===== DATA BLOCK =====

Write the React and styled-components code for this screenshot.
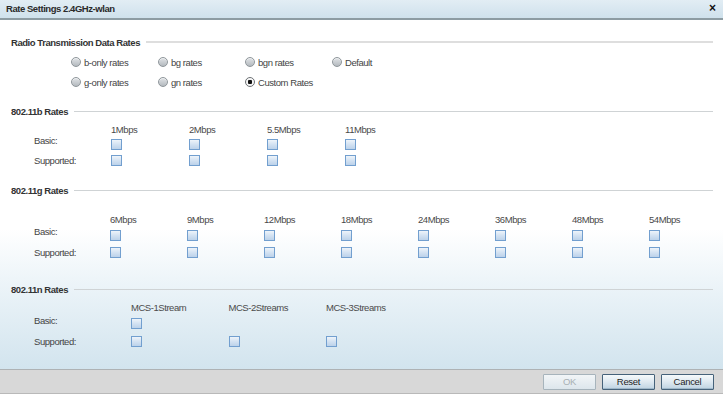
import React from "react";
import styled, { createGlobalStyle } from "styled-components";

const Global = createGlobalStyle`
  html, body { margin: 0; padding: 0; background: #fff; }
  body { font-family: "Liberation Sans", Arial, sans-serif; }
  * { box-sizing: border-box; }
`;

const Dialog = styled.div`
  width: 723px;
  height: 394px;
  display: flex;
  flex-direction: column;
  font-family: "Liberation Sans", Arial, sans-serif;
  font-size: 9.5px;
  letter-spacing: -0.45px;
  color: #444;
  overflow: hidden;
`;

const TitleBar = styled.div`
  height: 20px;
  flex: none;
  display: flex;
  align-items: center;
  justify-content: space-between;
  padding: 0 6px 2px 6px;
  background: linear-gradient(to bottom, #e2edf4 0%, #cfe1ec 100%);
  border-bottom: 2px solid #8d9ca3;
`;

const Title = styled.div`
  font-weight: bold;
  font-size: 9.5px;
  color: #2a2a2a;
`;

const Close = styled.div`
  font-weight: bold;
  font-size: 12px;
  line-height: 10px;
  color: #111;
  margin-right: 1px;
  letter-spacing: 0;
`;

const Body = styled.div`
  flex: 1;
  display: flex;
  flex-direction: column;
  padding: 15px 10px 0 11px;
  background: linear-gradient(to bottom, #ffffff 0%, #ffffff 60%, #eef5f9 74%, #d2e4ee 100%);
`;

const SectionHeader = styled.div`
  display: flex;
  align-items: center;
  gap: 6px;
  height: 14px;
  margin-top: ${(p) => p.$mt || 0}px;
  font-weight: bold;
  color: #333;
`;

const Rule = styled.div`
  flex: 1;
  height: ${(p) => (p.$thick ? 2 : 1)}px;
  background: ${(p) => (p.$thick ? "#dedede" : "#cfd3d5")};
`;

const RadioGrid = styled.div`
  display: grid;
  grid-template-columns: repeat(4, 87px);
  grid-auto-rows: 20px;
  margin: 3px 0 0 60px;
`;

const RadioItem = styled.label`
  display: flex;
  align-items: center;
  gap: 3px;
  white-space: nowrap;
`;

const RadioDot = styled.span`
  width: 10px;
  height: 10px;
  border-radius: 50%;
  flex: none;
  border: 1px solid ${(p) => (p.$checked ? "#6d7175" : "#8f969b")};
  background: ${(p) =>
    p.$checked
      ? "radial-gradient(circle, #111 0 2px, #f4f4f4 2.5px)"
      : "linear-gradient(to bottom, #e0e3e6 0%, #b4babf 100%)"};
  box-shadow: inset 0 1px 0 rgba(255,255,255,0.6);
`;

const RateGrid = styled.div`
  display: grid;
  grid-template-columns: ${(p) => p.$labelW}px repeat(${(p) => p.$cols}, ${(p) => p.$colW}px);
  grid-template-rows: ${(p) => p.$rows};
  margin: ${(p) => p.$mt}px 0 0 23px;
  align-items: center;
`;

const RowLabel = styled.div`
  white-space: nowrap;
  margin-bottom: ${(p) => (p.$lift || 0) * 2}px;
`;

const ColHead = styled.div`
  white-space: nowrap;
  color: #4a4a4a;
`;

const Check = styled.span`
  display: block;
  width: 11px;
  height: 11px;
  border: 1px solid #729fcf;
  background: linear-gradient(to bottom, #eef4fa 0%, #d3e2f2 50%, #bcd2ea 100%);
`;

const Empty = styled.span``;

const Footer = styled.div`
  flex: none;
  height: 25px;
  display: flex;
  align-items: center;
  justify-content: flex-end;
  gap: 6px;
  padding: 0 9px 0 0;
  background: #d8d8d8;
  border-top: 1px solid #aeb2b4;
  border-bottom: 1px solid #b9b9b9;
`;

const Button = styled.button`
  width: 53px;
  height: 16px;
  padding: 0;
  font-family: "Liberation Sans", Arial, sans-serif;
  font-size: 9.5px;
  letter-spacing: -0.3px;
  color: ${(p) => (p.disabled ? "#a9b0b4" : "#1e1e1e")};
  border: 1px solid ${(p) => (p.disabled ? "#a7b4bc" : "#46627a")};
  border-radius: 1px;
  background: ${(p) =>
    p.disabled
      ? "linear-gradient(to bottom, #f2f5f7 0%, #dde6ec 100%)"
      : "linear-gradient(to bottom, #f6f9fb 0%, #dde8f0 50%, #bfd3e2 100%)"};
  box-shadow: ${(p) => (p.disabled ? "none" : "inset 0 -1px 0 #9fb7c9")};
  cursor: default;
`;

const radios = [
  ["b-only rates", false],
  ["bg rates", false],
  ["bgn rates", false],
  ["Default", false],
  ["g-only rates", false],
  ["gn rates", false],
  ["Custom Rates", true],
];

function RateTable({ heads, basic, labelW, colW, rows, mt, lift }) {
  return (
    <RateGrid $labelW={labelW} $colW={colW} $cols={heads.length} $rows={rows} $mt={mt}>
      <Empty />
      {heads.map((h) => (
        <ColHead key={h}>{h}</ColHead>
      ))}
      <RowLabel $lift={lift}>Basic:</RowLabel>
      {heads.map((h, i) => (i < basic ? <Check key={h} /> : <Empty key={h} />))}
      <RowLabel>Supported:</RowLabel>
      {heads.map((h) => (
        <Check key={h} />
      ))}
    </RateGrid>
  );
}

export default function App() {
  return (
    <>
      <Global />
      <Dialog>
        <TitleBar>
          <Title>Rate Settings 2.4GHz-wlan</Title>
          <Close>×</Close>
        </TitleBar>
        <Body>
          <SectionHeader>
            Radio Transmission Data Rates
            <Rule $thick />
          </SectionHeader>
          <RadioGrid>
            {radios.map(([label, checked]) => (
              <RadioItem key={label}>
                <RadioDot $checked={checked} />
                {label}
              </RadioItem>
            ))}
          </RadioGrid>

          <SectionHeader $mt={12}>
            802.11b Rates
            <Rule />
          </SectionHeader>
          <RateTable
            heads={["1Mbps", "2Mbps", "5.5Mbps", "11Mbps"]}
            basic={4}
            labelW={77}
            colW={78}
            rows="14px 16px 16px"
            mt={4}
            lift={4}
          />

          <SectionHeader $mt={15}>
            802.11g Rates
            <Rule />
          </SectionHeader>
          <RateTable
            heads={["6Mbps", "9Mbps", "12Mbps", "18Mbps", "24Mbps", "36Mbps", "48Mbps", "54Mbps"]}
            basic={8}
            labelW={76}
            colW={77}
            rows="15px 17px 17px"
            mt={15}
            lift={4}
          />

          <SectionHeader $mt={21}>
            802.11n Rates
            <Rule />
          </SectionHeader>
          <RateTable
            heads={["MCS-1Stream", "MCS-2Streams", "MCS-3Streams"]}
            basic={1}
            labelW={97}
            colW={97.5}
            rows="14px 18px 18px"
            mt={4}
            lift={3}
          />
        </Body>
        <Footer>
          <Button disabled>OK</Button>
          <Button>Reset</Button>
          <Button>Cancel</Button>
        </Footer>
      </Dialog>
    </>
  );
}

=====

(TASK GOAL)
Give all the lines above again, character for character, without pictures.

(IN RESPONSE)
Write the React and styled-components code for this screenshot.
import React from "react";
import styled, { createGlobalStyle } from "styled-components";

const Global = createGlobalStyle`
  html, body { margin: 0; padding: 0; background: #fff; }
  body { font-family: "Liberation Sans", Arial, sans-serif; }
  * { box-sizing: border-box; }
`;

const Dialog = styled.div`
  width: 723px;
  height: 394px;
  display: flex;
  flex-direction: column;
  font-family: "Liberation Sans", Arial, sans-serif;
  font-size: 9.5px;
  letter-spacing: -0.45px;
  color: #444;
  overflow: hidden;
`;

const TitleBar = styled.div`
  height: 20px;
  flex: none;
  display: flex;
  align-items: center;
  justify-content: space-between;
  padding: 0 6px 2px 6px;
  background: linear-gradient(to bottom, #e2edf4 0%, #cfe1ec 100%);
  border-bottom: 2px solid #8d9ca3;
`;

const Title = styled.div`
  font-weight: bold;
  font-size: 9.5px;
  color: #2a2a2a;
`;

const Close = styled.div`
  font-weight: bold;
  font-size: 12px;
  line-height: 10px;
  color: #111;
  margin-right: 1px;
  letter-spacing: 0;
`;

const Body = styled.div`
  flex: 1;
  display: flex;
  flex-direction: column;
  padding: 15px 10px 0 11px;
  background: linear-gradient(to bottom, #ffffff 0%, #ffffff 60%, #eef5f9 74%, #d2e4ee 100%);
`;

const SectionHeader = styled.div`
  display: flex;
  align-items: center;
  gap: 6px;
  height: 14px;
  margin-top: ${(p) => p.$mt || 0}px;
  font-weight: bold;
  color: #333;
`;

const Rule = styled.div`
  flex: 1;
  height: ${(p) => (p.$thick ? 2 : 1)}px;
  background: ${(p) => (p.$thick ? "#dedede" : "#cfd3d5")};
`;

const RadioGrid = styled.div`
  display: grid;
  grid-template-columns: repeat(4, 87px);
  grid-auto-rows: 20px;
  margin: 3px 0 0 60px;
`;

const RadioItem = styled.label`
  display: flex;
  align-items: center;
  gap: 3px;
  white-space: nowrap;
`;

const RadioDot = styled.span`
  width: 10px;
  height: 10px;
  border-radius: 50%;
  flex: none;
  border: 1px solid ${(p) => (p.$checked ? "#6d7175" : "#8f969b")};
  background: ${(p) =>
    p.$checked
      ? "radial-gradient(circle, #111 0 2px, #f4f4f4 2.5px)"
      : "linear-gradient(to bottom, #e0e3e6 0%, #b4babf 100%)"};
  box-shadow: inset 0 1px 0 rgba(255,255,255,0.6);
`;

const RateGrid = styled.div`
  display: grid;
  grid-template-columns: ${(p) => p.$labelW}px repeat(${(p) => p.$cols}, ${(p) => p.$colW}px);
  grid-template-rows: ${(p) => p.$rows};
  margin: ${(p) => p.$mt}px 0 0 23px;
  align-items: center;
`;

const RowLabel = styled.div`
  white-space: nowrap;
  margin-bottom: ${(p) => (p.$lift || 0) * 2}px;
`;

const ColHead = styled.div`
  white-space: nowrap;
  color: #4a4a4a;
`;

const Check = styled.span`
  display: block;
  width: 11px;
  height: 11px;
  border: 1px solid #729fcf;
  background: linear-gradient(to bottom, #eef4fa 0%, #d3e2f2 50%, #bcd2ea 100%);
`;

const Empty = styled.span``;

const Footer = styled.div`
  flex: none;
  height: 25px;
  display: flex;
  align-items: center;
  justify-content: flex-end;
  gap: 6px;
  padding: 0 9px 0 0;
  background: #d8d8d8;
  border-top: 1px solid #aeb2b4;
  border-bottom: 1px solid #b9b9b9;
`;

const Button = styled.button`
  width: 53px;
  height: 16px;
  padding: 0;
  font-family: "Liberation Sans", Arial, sans-serif;
  font-size: 9.5px;
  letter-spacing: -0.3px;
  color: ${(p) => (p.disabled ? "#a9b0b4" : "#1e1e1e")};
  border: 1px solid ${(p) => (p.disabled ? "#a7b4bc" : "#46627a")};
  border-radius: 1px;
  background: ${(p) =>
    p.disabled
      ? "linear-gradient(to bottom, #f2f5f7 0%, #dde6ec 100%)"
      : "linear-gradient(to bottom, #f6f9fb 0%, #dde8f0 50%, #bfd3e2 100%)"};
  box-shadow: ${(p) => (p.disabled ? "none" : "inset 0 -1px 0 #9fb7c9")};
  cursor: default;
`;

const radios = [
  ["b-only rates", false],
  ["bg rates", false],
  ["bgn rates", false],
  ["Default", false],
  ["g-only rates", false],
  ["gn rates", false],
  ["Custom Rates", true],
];

function RateTable({ heads, basic, labelW, colW, rows, mt, lift }) {
  return (
    <RateGrid $labelW={labelW} $colW={colW} $cols={heads.length} $rows={rows} $mt={mt}>
      <Empty />
      {heads.map((h) => (
        <ColHead key={h}>{h}</ColHead>
      ))}
      <RowLabel $lift={lift}>Basic:</RowLabel>
      {heads.map((h, i) => (i < basic ? <Check key={h} /> : <Empty key={h} />))}
      <RowLabel>Supported:</RowLabel>
      {heads.map((h) => (
        <Check key={h} />
      ))}
    </RateGrid>
  );
}

export default function App() {
  return (
    <>
      <Global />
      <Dialog>
        <TitleBar>
          <Title>Rate Settings 2.4GHz-wlan</Title>
          <Close>×</Close>
        </TitleBar>
        <Body>
          <SectionHeader>
            Radio Transmission Data Rates
            <Rule $thick />
          </SectionHeader>
          <RadioGrid>
            {radios.map(([label, checked]) => (
              <RadioItem key={label}>
                <RadioDot $checked={checked} />
                {label}
              </RadioItem>
            ))}
          </RadioGrid>

          <SectionHeader $mt={12}>
            802.11b Rates
            <Rule />
          </SectionHeader>
          <RateTable
            heads={["1Mbps", "2Mbps", "5.5Mbps", "11Mbps"]}
            basic={4}
            labelW={77}
            colW={78}
            rows="14px 16px 16px"
            mt={4}
            lift={4}
          />

          <SectionHeader $mt={15}>
            802.11g Rates
            <Rule />
          </SectionHeader>
          <RateTable
            heads={["6Mbps", "9Mbps", "12Mbps", "18Mbps", "24Mbps", "36Mbps", "48Mbps", "54Mbps"]}
            basic={8}
            labelW={76}
            colW={77}
            rows="15px 17px 17px"
            mt={15}
            lift={4}
          />

          <SectionHeader $mt={21}>
            802.11n Rates
            <Rule />
          </SectionHeader>
          <RateTable
            heads={["MCS-1Stream", "MCS-2Streams", "MCS-3Streams"]}
            basic={1}
            labelW={97}
            colW={97.5}
            rows="14px 18px 18px"
            mt={4}
            lift={3}
          />
        </Body>
        <Footer>
          <Button disabled>OK</Button>
          <Button>Reset</Button>
          <Button>Cancel</Button>
        </Footer>
      </Dialog>
    </>
  );
}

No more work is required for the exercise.